According to the UN, one in every 280 people
is a refugee. Just ten countries have permanent refugee
programmes. Australia’s annual refugee intake is
12 000,
more per head than any other country except Canada. Ours is
750, but the most New Zealand has taken in any one time is
ten, by air. Singapore, on the other hand does not accept
refugees and Japan took just 16 last year.
We’re about to take 150, which will cost you $1.35 million. It’s all part of the refugee budget anyway.
“Thanks very much, we’re most grateful,” says Howard. Grateful he should be. In an election year, Howard does not want to be seen as being soft on refugees. But he is not doing has election chances much good by his “not on our turf” stance -not even as a stop off point.
Church leaders were appalled at Howard. They often are, despite Howard being an Anglican churchgoer. They are still waiting a formal apology for the stolen aboriginal generation. Churches sent a delegation to Canberra to express their concerns. “Where’s the compassion?” they asked. Ironically these church leaders had commemorated Refugee Sunday at services just the day before the march. They continue to call on the government to avoid making changes to the United Nations 1951 Refugee convention – signed and ratified by Australia – that gives a legal obligation to provide asylum to refugees, irrespective of their mode of travel. Last month Howard called for changes to the convention to prevent people seeking asylum in Australia, which would weaken the whole regime of international refugee protection.
This week he announced the introduction of llegislation to exclude Christmas Island and Ashmore Reef from the nation's migration zone, after he revealed that another 237 refugees had been intercepted off north-western Australia. The legislation would be introduced in parliament on September 17 and means asylum seekers would have to reach the Australian mainland before they could apply for refugee status.
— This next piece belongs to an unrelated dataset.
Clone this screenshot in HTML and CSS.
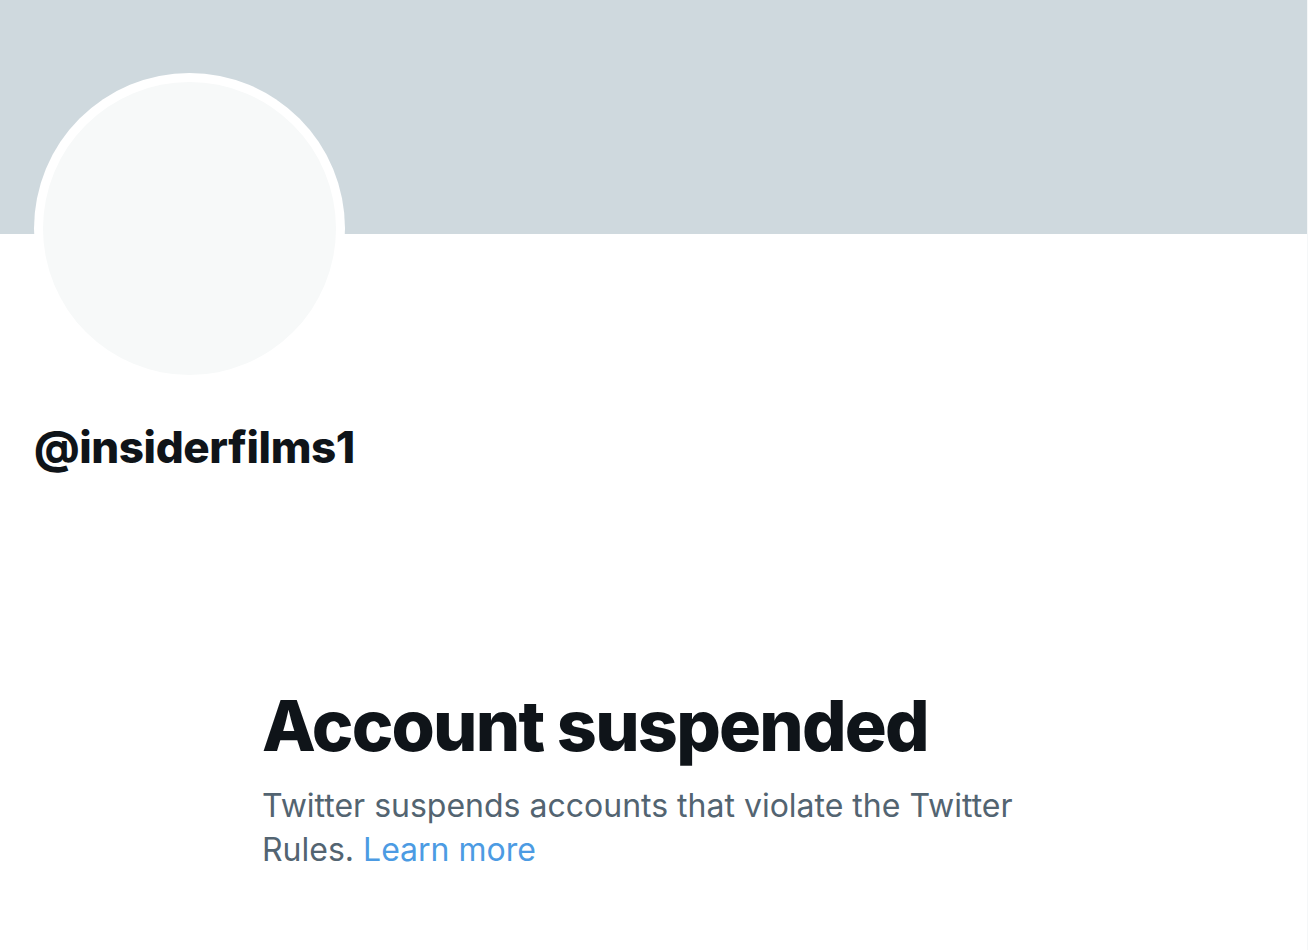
FILE: index.html
```html
<!DOCTYPE html>
<html lang="en">
<head>
<meta charset="utf-8">
<title>@insiderfilms1 / Twitter</title>
<link rel="stylesheet" href="styles.css">
</head>
<body>
<div class="page">
  <div class="banner"></div>
  <div class="profile">
    <div class="avatar"><div class="avatar-inner"></div></div>
    <div class="handle">@insiderfilms1</div>
  </div>
  <div class="notice">
    <h1 class="notice-title">Account suspended</h1>
    <p class="notice-text">Twitter suspends accounts that violate the Twitter Rules. <a href="#" class="notice-link">Learn more</a></p>
  </div>
</div>
</body>
</html>
```
FILE: styles.css
```css
html, body {
  margin: 0;
  padding: 0;
  background: #ffffff;
}
body {
  font-family: Inter, "Liberation Sans", sans-serif;
  color: #0f1419;
}
.page {
  width: 1308px;
  height: 950px;
  overflow: hidden;
  border-right: 1px solid #f5f7f8;
  box-sizing: border-box;
}
.banner {
  height: 234px;
  background: #cfd9de;
}
.profile {
  padding-left: 34px;
}
.avatar {
  width: 311px;
  height: 311px;
  margin-top: -161px;
  border-radius: 50%;
  background: #ffffff;
  display: flex;
  align-items: center;
  justify-content: center;
}
.avatar-inner {
  width: 293px;
  height: 293px;
  border-radius: 50%;
  background: #f7f9f9;
}
.handle {
  margin-top: 37px;
  font-size: 44px;
  font-weight: 800;
  line-height: 52px;
  letter-spacing: -0.4px;
}
.notice {
  margin-top: 211px;
  padding-left: 262px;
  width: 770px;
}
.notice-title {
  margin: 0;
  font-size: 70px;
  font-weight: 800;
  line-height: 84px;
  letter-spacing: -1.8px;
}
.notice-text {
  margin: 16px 0 0;
  font-size: 32px;
  line-height: 44px;
  color: #536471;
}
.notice-link {
  color: #4c9be3;
  text-decoration: none;
}
```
But Australia is not over-run by boat people – it’s just that Howard is hard nosed because he is sick of illegal immigrants jumping the queue over refugees. In the year ending 1999, Australia received 8000 unauthorised arrivals – two thirds of their refugee quota. But the UK got 52,000, and Canada and the US got 427,000. Germany got 98,000 asylum seekers as well as 117,648 refugees.
So much for “Advance Australia Fair”, the anthem with the lines “for those who come across the seas we’ve got boundless plains to share.” Maybe they should change the anthem to Waltzing Matilda if they are going to tell asylum seekers to go waltzing off elsewhere - to places like Nauru and New Zealand.